Light-emitting textiles displaying a smiley face emoji, a rectangular spiral and the number 8. [Image: The Carmichael Lab]

Carmichael and her colleagues started with an ultrasheer knitted fabric made of 87% nylon and 13% spandex—pantyhose. They used electroless nickel-immersion gold metallization, a solution-based technique commonly used in printed circuit board fabrication, to deposit a gold metal film on the surface of the fibers. Scanning electron microscopy confirmed that both the nylon and spandex fibers had an approximately 100-nm thick uniform gold coating. The pantyhose material retained its softness, stretchiness and transparency.

“We found that the technique was a good way to integrate metal into fabrics, and that it could coat even tiny fibers with metal,” said Carmichael. “The resulting textile still feels like fabric, just shinier, and the conductivity is very good.”

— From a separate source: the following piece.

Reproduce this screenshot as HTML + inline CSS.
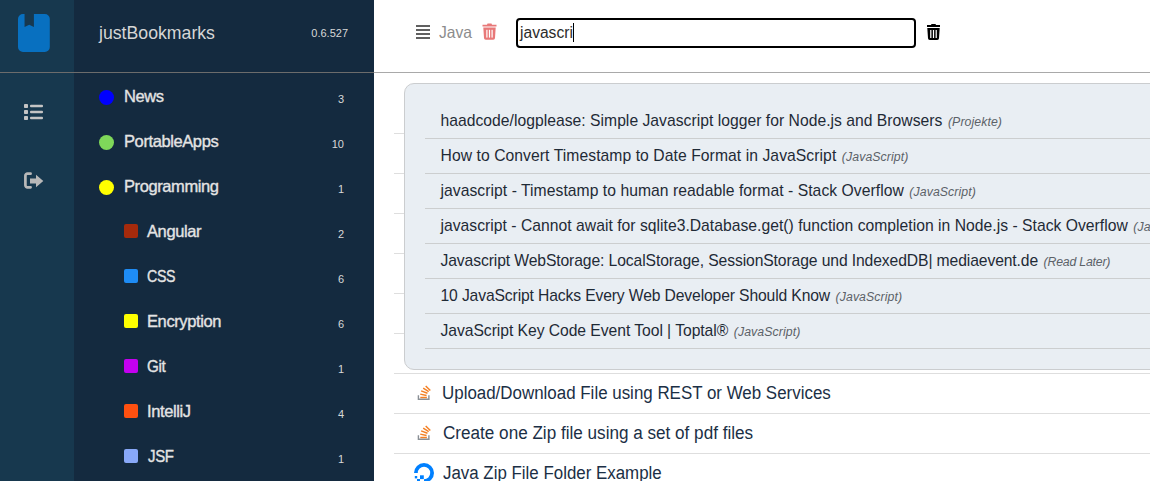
<!DOCTYPE html>
<html><head><meta charset="utf-8">
<style>
*{margin:0;padding:0;box-sizing:border-box}
html,body{width:1150px;height:481px;overflow:hidden;background:#fff;font-family:"Liberation Sans",sans-serif}
.a{position:absolute;white-space:nowrap;line-height:normal}
#rail{position:absolute;left:0;top:0;width:74px;height:481px;background:#17384e}
#side{position:absolute;left:74px;top:0;width:300px;height:481px;background:#142a3f}
.hl{position:absolute;height:1px}
.cat{transform-origin:0 0;color:#e4e4e4;font-size:16.5px;letter-spacing:-0.4px;-webkit-text-stroke:0.35px #e4e4e4}
.cnt{color:#d8d8d8;font-size:11px}
.dot{position:absolute;width:15px;height:15px;border-radius:50%}
.sq{position:absolute;width:14px;height:14px;border-radius:2px}
.div{position:absolute;height:1px;background:#dedede}
#panel{position:absolute;left:404px;top:83px;width:800px;height:287px;background:#e9eef3;border:1px solid #cbcdcf;border-radius:10px}
.pdiv{position:absolute;left:425px;width:725px;height:1px;background:#cccecf}
.pt{color:#1f2a36;font-size:15.7px}
.pt i{letter-spacing:0.08px;color:#5c6268;font-size:12.3px;font-style:italic;margin-left:5.5px}
.rt{color:#1b2f45;font-size:17.6px;transform-origin:0 0}
</style></head><body>
<div id="rail"></div>
<div id="side"></div>
<div class="hl" style="left:0;top:72px;width:374px;background:#6c6c6c"></div>
<div class="hl" style="left:374px;top:72px;width:776px;background:#a9a9a9"></div>

<!-- logo -->
<svg class="a" style="left:18px;top:14px" width="31.8" height="38" viewBox="0 0 32 38" preserveAspectRatio="none">
<path d="M5 0H6.6V13L11.3 10.8L16 13V0H27A5 5 0 0 1 32 5V33A5 5 0 0 1 27 38H5A5 5 0 0 1 0 33V5A5 5 0 0 1 5 0Z" fill="#0870c0"/>
</svg>
<div class="a" style="left:98.6px;top:21.9px;font-size:18.6px;color:#d6d6d6;transform-origin:0 0;transform:scaleX(0.951)">justBookmarks</div>
<div class="a cnt" style="right:802px;top:27px;">0.6.527</div>

<!-- rail icons -->
<svg class="a" style="left:24px;top:104px" width="20" height="16" viewBox="0 0 20 16">
<g fill="#c4c4c4"><rect x="0" y="0" width="4" height="4" rx="0.8"/><rect x="0" y="6" width="4" height="4" rx="0.8"/><rect x="0" y="12" width="4" height="4" rx="0.8"/>
<rect x="6" y="0.7" width="13" height="2.6" rx="1"/><rect x="6" y="6.7" width="13" height="2.6" rx="1"/><rect x="6" y="12.7" width="13" height="2.6" rx="1"/></g>
</svg>
<svg class="a" style="left:23px;top:172px" width="22" height="18" viewBox="0 0 22 18">
<path d="M7.6 1.7H4.5A2 2 0 0 0 2.4 3.7V13.3A2 2 0 0 0 4.5 15.3H7.6" fill="none" stroke="#b8b8b8" stroke-width="2.7" stroke-linecap="round"/>
<path d="M7 6.6H13V2.8L20.3 9L13 15.2V11.4H7Z" fill="#b8b8b8"/>
</svg>

<!-- categories -->
<div class="dot" style="left:99px;top:90px;background:#0000ff"></div>
<div class="a cat" style="left:124px;top:87.2px">News</div>
<div class="a cnt" style="right:806px;top:93px">3</div>

<div class="dot" style="left:99px;top:135px;background:#7fd85a"></div>
<div class="a cat" style="left:124px;top:132.2px">PortableApps</div>
<div class="a cnt" style="right:806px;top:138px">10</div>

<div class="dot" style="left:99px;top:180px;background:#ffff00"></div>
<div class="a cat" style="left:124px;top:177.2px">Programming</div>
<div class="a cnt" style="right:806px;top:183px">1</div>

<div class="sq" style="left:124px;top:224px;background:#a52a0c"></div>
<div class="a cat" style="left:147px;top:222.2px">Angular</div>
<div class="a cnt" style="right:806px;top:228px">2</div>

<div class="sq" style="left:124px;top:269px;background:#1e8cf5"></div>
<div class="a cat" style="left:147px;top:267.2px;transform:scaleX(0.86)">CSS</div>
<div class="a cnt" style="right:806px;top:273px">6</div>

<div class="sq" style="left:124px;top:314px;background:#ffff00"></div>
<div class="a cat" style="left:147px;top:312.2px">Encryption</div>
<div class="a cnt" style="right:806px;top:318px">6</div>

<div class="sq" style="left:124px;top:359px;background:#c400f0"></div>
<div class="a cat" style="left:147px;top:357.2px;transform:scaleX(0.92)">Git</div>
<div class="a cnt" style="right:806px;top:363px">1</div>

<div class="sq" style="left:124px;top:404px;background:#ff5010"></div>
<div class="a cat" style="left:147px;top:402.2px">IntelliJ</div>
<div class="a cnt" style="right:806px;top:408px">4</div>

<div class="sq" style="left:124px;top:449px;background:#88a8f8"></div>
<div class="a cat" style="left:148px;top:447.2px;transform:scaleX(0.91)">JSF</div>
<div class="a cnt" style="right:806px;top:453px">1</div>

<!-- top bar -->
<svg class="a" style="left:416px;top:25px" width="14" height="14" viewBox="0 0 14 14">
<g fill="#606060"><rect x="0" y="0" width="14" height="2"/><rect x="0" y="4" width="14" height="2"/><rect x="0" y="8" width="14" height="2"/><rect x="0" y="12" width="14" height="2"/></g>
</svg>
<div class="a" style="left:439px;top:22.9px;font-size:16.5px;color:#8c8c8c;transform-origin:0 0;transform:scaleX(0.947)">Java</div>
<svg class="a" style="left:482px;top:23px" width="15" height="17" viewBox="0 0 15 17">
<path d="M5.5 0.5H9.5L10 1.8H14.5V3.6H0.5V1.8H5Z M1.3 4.6H13.7L13 15A1.8 1.8 0 0 1 11.2 16.8H3.8A1.8 1.8 0 0 1 2 15Z" fill="#e87878"/>
<g fill="#fff"><rect x="4.3" y="6.8" width="1.2" height="7.8"/><rect x="6.9" y="6.8" width="1.2" height="7.8"/><rect x="9.5" y="6.8" width="1.2" height="7.8"/></g>
</svg>
<div class="a" style="left:516px;top:18px;width:400px;height:30px;border:2px solid #000;border-radius:4px"></div>
<div class="a" style="left:520px;top:23.8px;font-size:15.6px;color:#2b2b2b">javascri</div>
<div class="a" style="left:573px;top:23px;width:1px;height:19px;background:#000"></div>
<svg class="a" style="left:926px;top:24px" width="15" height="16" viewBox="0 0 15 16">
<path d="M5.5 0H9.5L10 1H14V3H1V1H5Z M1.3 4H13.7L13 14.2A1.8 1.8 0 0 1 11.2 16H3.8A1.8 1.8 0 0 1 2 14.2Z" fill="#000"/>
<g fill="#fff"><rect x="4.2" y="6" width="1.2" height="8"/><rect x="6.9" y="6" width="1.2" height="8"/><rect x="9.6" y="6" width="1.2" height="8"/></g>
</svg>

<!-- underlying list dividers -->
<div class="div" style="left:394px;top:133px;width:756px"></div>
<div class="div" style="left:394px;top:173px;width:756px"></div>
<div class="div" style="left:394px;top:213px;width:756px"></div>
<div class="div" style="left:394px;top:253px;width:756px"></div>
<div class="div" style="left:394px;top:293px;width:756px"></div>
<div class="div" style="left:394px;top:333px;width:756px"></div>
<div class="div" style="left:394px;top:373px;width:756px"></div>
<div class="div" style="left:394px;top:413px;width:756px"></div>
<div class="div" style="left:394px;top:453px;width:756px"></div>

<!-- rows -->
<svg class="a" style="left:412px;top:382px" width="24" height="22" viewBox="0 0 24 22">
<path d="M6.4 13.2V17.2H16.9V13.2" fill="none" stroke="#8a9096" stroke-width="1.4"/>
<g stroke="#f48024" stroke-width="1.45" fill="none"><path d="M8.3 15.5H14.9"/><path d="M8.2 12.1L14.6 13.5"/><path d="M9.1 8.9L15.5 11.2"/><path d="M11.2 6.2L16.7 9.6"/><path d="M13.7 3.9L18.3 8.5"/></g>
</svg>
<div class="a rt" style="left:442px;top:382.6px;transform:scaleX(0.9618)">Upload/Download File using REST or Web Services</div>
<svg class="a" style="left:412px;top:422px" width="24" height="22" viewBox="0 0 24 22">
<path d="M6.4 13.2V17.2H16.9V13.2" fill="none" stroke="#8a9096" stroke-width="1.4"/>
<g stroke="#f48024" stroke-width="1.45" fill="none"><path d="M8.3 15.5H14.9"/><path d="M8.2 12.1L14.6 13.5"/><path d="M9.1 8.9L15.5 11.2"/><path d="M11.2 6.2L16.7 9.6"/><path d="M13.7 3.9L18.3 8.5"/></g>
</svg>
<div class="a rt" style="left:442.5px;top:422.8px;transform:scaleX(0.9726)">Create one Zip file using a set of pdf files</div>
<svg class="a" style="left:413.8px;top:462px" width="22" height="22" viewBox="0 0 22 22">
<path d="M10 21V17.2A6.2 6.2 0 1 0 3.8 11H0A10 10 0 1 1 10 21Z" fill="#0080ff"/>
<rect x="6" y="13.3" width="3.8" height="3.8" fill="#0080ff"/><rect x="3" y="17" width="3" height="3" fill="#0080ff"/><rect x="0.8" y="14" width="2.4" height="2.4" fill="#0080ff"/>
</svg>
<div class="a rt" style="left:442.5px;top:462.8px;transform:scaleX(0.9599)">Java Zip File Folder Example</div>

<!-- dropdown panel -->
<div id="panel"></div>
<div class="pdiv" style="top:138px"></div>
<div class="pdiv" style="top:173px"></div>
<div class="pdiv" style="top:208px"></div>
<div class="pdiv" style="top:243px"></div>
<div class="pdiv" style="top:278px"></div>
<div class="pdiv" style="top:313px"></div>
<div class="pdiv" style="top:348px"></div>
<div class="a pt" style="left:440.5px;top:112.1px;letter-spacing:0.02px">haadcode/logplease: Simple Javascript logger for Node.js and Browsers<i>(Projekte)</i></div>
<div class="a pt" style="left:440.5px;top:147.1px;letter-spacing:0.066px">How to Convert Timestamp to Date Format in JavaScript<i>(JavaScript)</i></div>
<div class="a pt" style="left:440.5px;top:182.1px;letter-spacing:0.047px">javascript - Timestamp to human readable format - Stack Overflow<i>(JavaScript)</i></div>
<div class="a pt" style="left:440.5px;top:217.1px;letter-spacing:0.02px">javascript - Cannot await for sqlite3.Database.get() function completion in Node.js - Stack Overflow<i>(JavaScript)</i></div>
<div class="a pt" style="left:440.5px;top:252.1px;letter-spacing:-0.11px">Javascript WebStorage: LocalStorage, SessionStorage und IndexedDB| mediaevent.de<i style="letter-spacing:-0.2px">(Read Later)</i></div>
<div class="a pt" style="left:440.5px;top:287.1px;letter-spacing:-0.135px">10 JavaScript Hacks Every Web Developer Should Know<i>(JavaScript)</i></div>
<div class="a pt" style="left:440.5px;top:322.1px;letter-spacing:-0.05px">JavaScript Key Code Event Tool | Toptal®<i>(JavaScript)</i></div>
</body></html>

The gold-coated ultrasheer fabric exhibited an average sheet resistance of 3.6 ohms per square, which is slightly higher than the sheet resistance of a flat gold film of similar thickness. The conductivity of the textile remained remarkably stable throughout durability testing, which included 200% strain in both directions and a thousand repeated stretching episodes of 50% strain. The fabric also successfully withstood 10 simulated laundry cycles, complete with laundry detergent, agitation and a drying cycle.

Futuristic fabrics

Lastly, the researchers used a low-cost stencil-printing method to fabricate patterned e-textile electrodes in the shape of a smiley face and a dynamic display of the numbers 0 to 9. A cold-wax medium was applied to the pantyhose before metallization to act as a stencil and dissolved afterwards to create the different patterns.

“We see this technique being used for any application where self-illumination provides an advantage. Anybody working at night where visibility is important, like first responders, or even people walking around at night,” said Carmichael. “My strength is not coming up with fashion ideas, but when this type of fabric is available, it tends to capture people’s imagination.”